Hundreds of rockets have landed in Sderot. Some rockets have landed on schools, some on homes, some in playgrounds and on the streets. Despite the constant threat of impending disaster, only 20 percent of the eight billion dollars of security budget that was approved for Sderot has been allocated. It is far from clear whether the rest of the funds will ever materialize.
What does it mean when eighty percent of the promised security funds disappear? While there are eighty shelters in Sderot, at least ten of them lack either water or electricity, and even the completed safe rooms remain locked.
Some Sderot schools have been fortified at government expense, but others have not, and even in some of the schools that have received attention, only some of their classrooms are deemed safe. A case in point: Two weeks ago, a group of third graders asked to return to their second grade class. Why? Because the second grade classroom is protected, and the third grade classroom is not. Who could tell them to choose otherwise?
It is evident that the Israeli government is currently unable to provide Sderot, just one city, with the essential resources required for the citizens to adequately cope with the ongoing violence.

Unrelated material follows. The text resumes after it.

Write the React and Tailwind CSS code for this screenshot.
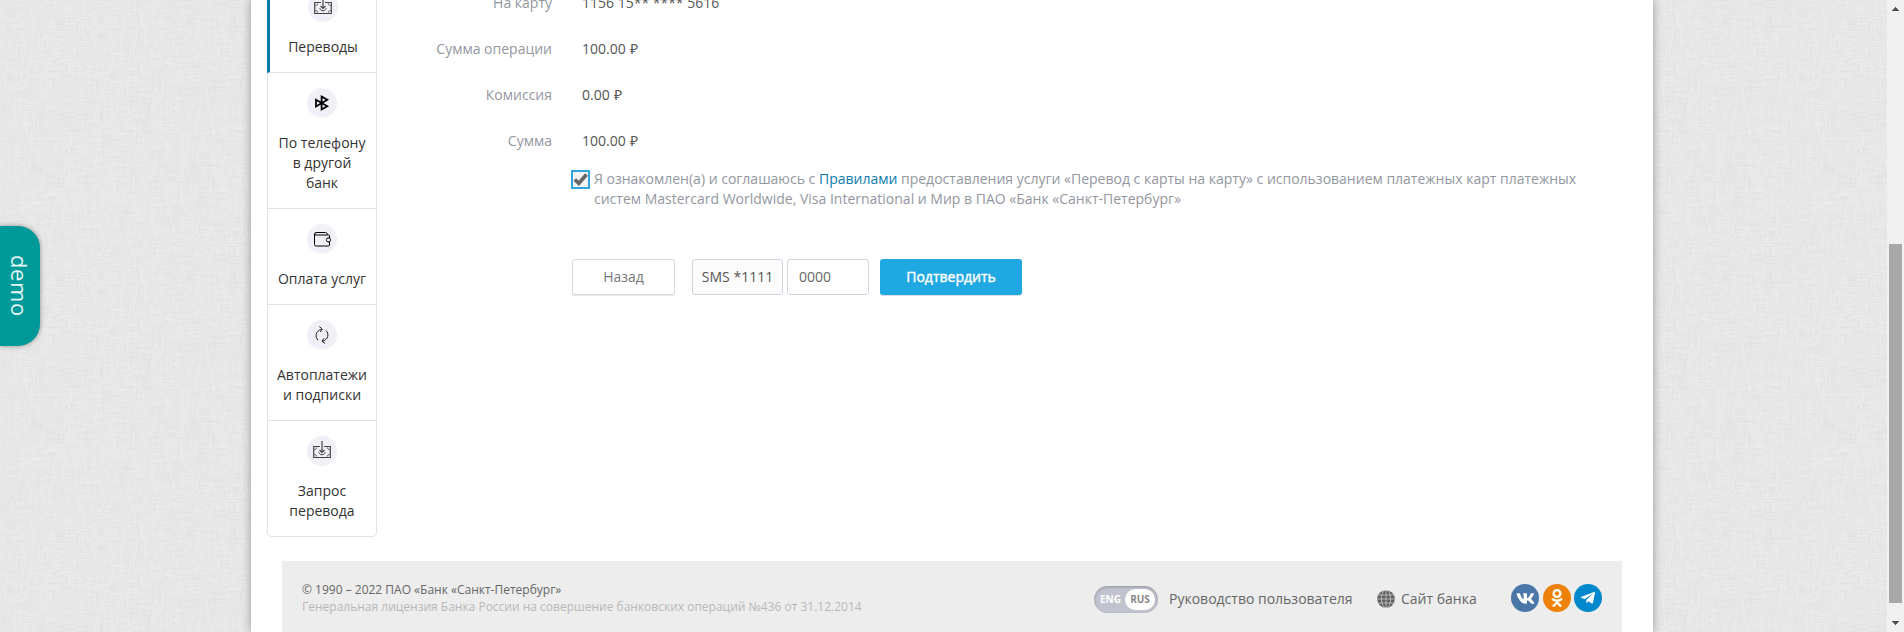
import React from "react";
import { FaVk, FaOdnoklassniki, FaTelegramPlane } from "react-icons/fa";

// Deterministic woven texture: short horizontal and vertical threads on a tile.
function threads(seed, count, size) {
  let s = seed;
  const next = () => {
    s = (s * 1664525 + 1013904223) % 4294967296;
    return s / 4294967296;
  };
  let d = "";
  for (let i = 0; i < count; i++) {
    const x = Math.floor(next() * size);
    const y = Math.floor(next() * size);
    const len = 2 + Math.floor(next() * 13);
    d += next() > 0.5 ? `M${x} ${y}h${len}v1h-${len}z` : `M${x} ${y}h1v${len}h-1z`;
  }
  return d;
}
const DARK = threads(7, 2600, 256);
const LIGHT = threads(91, 2600, 256);

function Texture() {
  return (
    <svg className="absolute inset-0 h-full w-full" aria-hidden="true">
      <defs>
        <pattern id="weave" width="256" height="256" patternUnits="userSpaceOnUse">
          <rect width="256" height="256" fill="#e7e7e7" />
          <path d={DARK} fill="#e3e3e3" />
          <path d={LIGHT} fill="#eaeaea" />
        </pattern>
      </defs>
      <rect width="100%" height="100%" fill="url(#weave)" />
    </svg>
  );
}

function BanknoteIcon() {
  return (
    <svg className="-mt-[3px]" width="18" height="19" viewBox="0 0 18 19" fill="none" stroke="#444" strokeWidth="1">
      <path d="M7 6.500H.7v11h16.600v-11H11" strokeWidth="1.200" />
      <path d="M9 1v11M6.500 10 9 12.400l2.500-2.400" strokeWidth="1.200" />
      <path d="M1.500 9.500c1.400-.2 2-.8 2.200-2M16.500 9.500c-1.400-.2-2-.8-2.200-2M1.500 14.500c1.400.2 2 .9 2.200 2M16.500 14.500c-1.400.2-2 .9-2.200 2" />
      <path d="M5.800 12.200c.4 1.700 1.700 2.600 3.200 2.600s2.800-.9 3.200-2.600" />
    </svg>
  );
}

function FastPayIcon() {
  return (
    <svg width="16" height="18" viewBox="0 0 16 18" fill="none" stroke="#000" strokeWidth="1.800">
      <path d="M7.600 2.500v13L13.300 12.300 2 5.800v6.600L13.300 5.700z" />
    </svg>
  );
}

function WalletIcon() {
  return (
    <svg width="17" height="15" viewBox="0 0 17 15" fill="none" stroke="#000" strokeWidth="1">
      <path d="M15.500 6V4q0-1-1-1H2Q.5 3 .5 2T2 .5h9.500q1.500 0 2 2M.5 1.500v11q0 1.500 1.500 1.500h12.500q1 0 1-1V9.800" />
      <rect x="12.500" y="6" width="4" height="3.800" rx="1.500" />
    </svg>
  );
}

function RepeatIcon() {
  return (
    <svg width="14" height="18" viewBox="0 0 14 18" fill="none" stroke="#222" strokeWidth="1">
      <path d="M3 14.200C.2 11.500-.2 5 6.800 3.200M4.300.6l3 2.400-2 3" />
      <path d="M11 4.500c3 2.900 3 9.300-3.800 10.800M10 17.400l-3-2.200 2-3" />
    </svg>
  );
}

const GlobeIcon = () => (
  <svg width="18" height="18" viewBox="0 0 18 18">
    <circle cx="9" cy="9" r="8.800" fill="#5f5f5f" />
    <g fill="none" stroke="#ccc" strokeWidth=".8">
      <path d="M0 5h18M0 9h18M0 13h18M9 0v18" />
      <ellipse cx="9" cy="9" rx="4.600" ry="9" />
    </g>
  </svg>
);

function MenuItem({ icon, lines, active }) {
  return (
    <div
      className={
        active
          ? "-ml-px flex flex-col items-center border-b border-l-3 border-b-[#e2e2e4] border-l-[#0a7bae] pt-[15px] pb-[15px]"
          : "flex flex-col items-center border-b border-[#e2e2e4] pt-[15px] pb-[15px] last:border-b-0"
      }
    >
      <div className="flex h-[30px] w-[30px] items-center justify-center rounded-full bg-[#f0f1f6]">{icon}</div>
      <div className="mt-[15px] text-center text-sm leading-5 text-[#333]">
        {lines.map((l) => (
          <div key={l}>{l}</div>
        ))}
      </div>
    </div>
  );
}

const rows = [
  ["На карту", "1156 15** **** 5616"],
  ["Сумма операции", "100.00", true],
  ["Комиссия", "0.00", true],
  ["Сумма", "100.00", true],
];

function Form() {
  return (
    <div className="-mt-5 flex-1">
      {rows.map(([label, value, money]) => (
        <div key={label} className="flex h-[46px] items-center text-sm">
          <div className="w-[175px] text-right text-[#93979f]">{label}</div>
          <div className="ml-[30px] text-[#555]">
            {value}
            {money && <span className="ml-px"> ₽</span>}
          </div>
        </div>
      ))}
      <div className="mt-[6px] ml-[194px] flex">
        <div className="flex h-[19px] w-[19px] shrink-0 items-center justify-center border-2 border-[#2fa4de] bg-[#f3f3f3]">
          <svg width="15" height="15" viewBox="0 0 15 15" fill="none" stroke="#666" strokeWidth="3.600">
            <path d="M1.800 7.500 5.800 11.300 13.500 2.500" />
          </svg>
        </div>
        <p className="-mt-px ml-1 text-sm leading-5 whitespace-nowrap text-[#93979f]">
          Я ознакомлен(а) и соглашаюсь с <span className="text-[#0a7bae]">Правилами</span> предоставления услуги «Перевод
          с карты на карту» с использованием платежных карт платежных
          <br />
          систем Mastercard Worldwide, Visa International и Мир в ПАО «Банк «Санкт-Петербург»
        </p>
      </div>
      <div className="mt-[50px] ml-[195px] flex h-9 text-sm">
        <button className="w-[103px] rounded-[3px] border border-[#d8d9dd] bg-white text-[#777] shadow-[0_1px_1px_rgba(0,0,0,0.1)]">
          Назад
        </button>
        <div className="ml-[17px] flex w-[91px] items-center justify-center rounded-[3px] border border-[#d0d4e0] bg-[#fcfcfc] text-[#555]">
          SMS *1111
        </div>
        <div className="ml-1 flex w-[82px] items-center rounded-[3px] border border-[#d0d4e0] bg-white pl-[11px] text-[#666]">
          0000
        </div>
        <button className="ml-[11px] w-[142px] rounded-[3px] bg-[#20a8e2] text-white shadow-[0_1px_1px_rgba(0,0,0,0.15)] [-webkit-text-stroke:0.4px_white]">
          Подтвердить
        </button>
      </div>
    </div>
  );
}

function Footer() {
  return (
    <footer className="mt-6 ml-[31px] flex h-[71px] w-[1340px] bg-[#ededed] pl-5">
      <div className="w-[792px] pt-5 text-xs leading-[17px]">
        <div className="text-[#666]">© 1990 – 2022 ПАО «Банк «Санкт-Петербург»</div>
        <div className="text-[#b8b8b8]">Генеральная лицензия Банка России на совершение банковских операций №436 от 31.12.2014</div>
      </div>
      <div className="flex h-[76px] items-center text-sm text-[#666]">
        <div className="flex h-[27px] w-16 items-center justify-between rounded-full bg-[#c1c4ce] pr-[3px] pl-[6px] text-[10px] font-bold shadow-[inset_0_1px_3px_rgba(0,0,0,0.25)]">
          <span className="text-white">ENG</span>
          <span className="flex h-[21px] w-[30px] items-center justify-center rounded-full bg-white text-[#888]">RUS</span>
        </div>
        <span className="ml-[11px] w-[208px]">Руководство пользователя</span>
        <GlobeIcon />
        <span className="ml-[6px] w-[110px]">Сайт банка</span>
        <div className="mb-[2px] flex gap-[3.500px] text-white">
          <span className="flex h-7 w-7 items-center justify-center rounded-full bg-[#4a76a8]">
            <FaVk size={19} />
          </span>
          <span className="flex h-7 w-7 items-center justify-center rounded-full bg-[#ee8208]">
            <FaOdnoklassniki size={18} />
          </span>
          <span className="flex h-7 w-7 items-center justify-center rounded-full bg-[#0088cc]">
            <FaTelegramPlane size={16} />
          </span>
        </div>
      </div>
    </footer>
  );
}

export default function App() {
  return (
    <div className="relative flex h-[632px] w-[1904px] overflow-hidden font-['Open_Sans',sans-serif]">
      <Texture />
      <main className="relative ml-[251px] h-[632px] w-[1402px] shrink-0 bg-white shadow-[0_0_9px_rgba(0,0,0,0.35)]">
        <div className="flex h-[537px]">
          <nav className="-mt-[23px] ml-4 h-[560px] w-[110px] shrink-0 rounded-b-[5px] border border-t-0 border-[#e2e2e4]">
            <MenuItem active icon={<BanknoteIcon />} lines={["Переводы"]} />
            <MenuItem icon={<FastPayIcon />} lines={["По телефону", "в другой", "банк"]} />
            <MenuItem icon={<WalletIcon />} lines={["Оплата услуг"]} />
            <MenuItem icon={<RepeatIcon />} lines={["Автоплатежи", "и подписки"]} />
            <MenuItem icon={<BanknoteIcon />} lines={["Запрос", "перевода"]} />
          </nav>
          <Form />
        </div>
        <Footer />
      </main>
      <div className="relative ml-[234px] flex w-[17px] flex-col items-center justify-between bg-[#f1f1f1]">
        <svg width="17" height="17" viewBox="0 0 17 17" fill="#505050">
          <path d="M5 11h7v-1h-1v-1h-1V8H9V7H8v1H7v1H6v1H5z" />
        </svg>
        <div className="mt-auto mb-[12px] h-[359px] w-[13px] bg-[#a8a8a8]" />
        <svg width="17" height="17" viewBox="0 0 17 17" fill="#505050">
          <path d="M5 6h7v1h-1v1h-1v1H9v1H8V9H7V8H6V7H5z" />
        </svg>
      </div>
      <div className="absolute top-[226px] left-0 flex h-[120px] w-10 items-center justify-center rounded-r-[22px] bg-[#009999] shadow-[0_0_5px_rgba(0,0,0,0.4)]">
        <span className="text-[22px] leading-10 tracking-[0.6px] text-[#e3f4f4] [writing-mode:vertical-rl]">demo</span>
      </div>
    </div>
  );
}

Israeli Prime Minister Olmert appeared yesterday in Los Angeles at the annual convention of the General Assembly of the Jewish Federations from hundreds of Jewish communities throughout North America. Perhaps Prime Minister Olmert will appeal to private philanthropy to provide security funding for Sderot and its neighbors. If not, perhaps the American and Canadian supporters of Israel will dig down deep and provide what is needed to the Israeli cities under siege.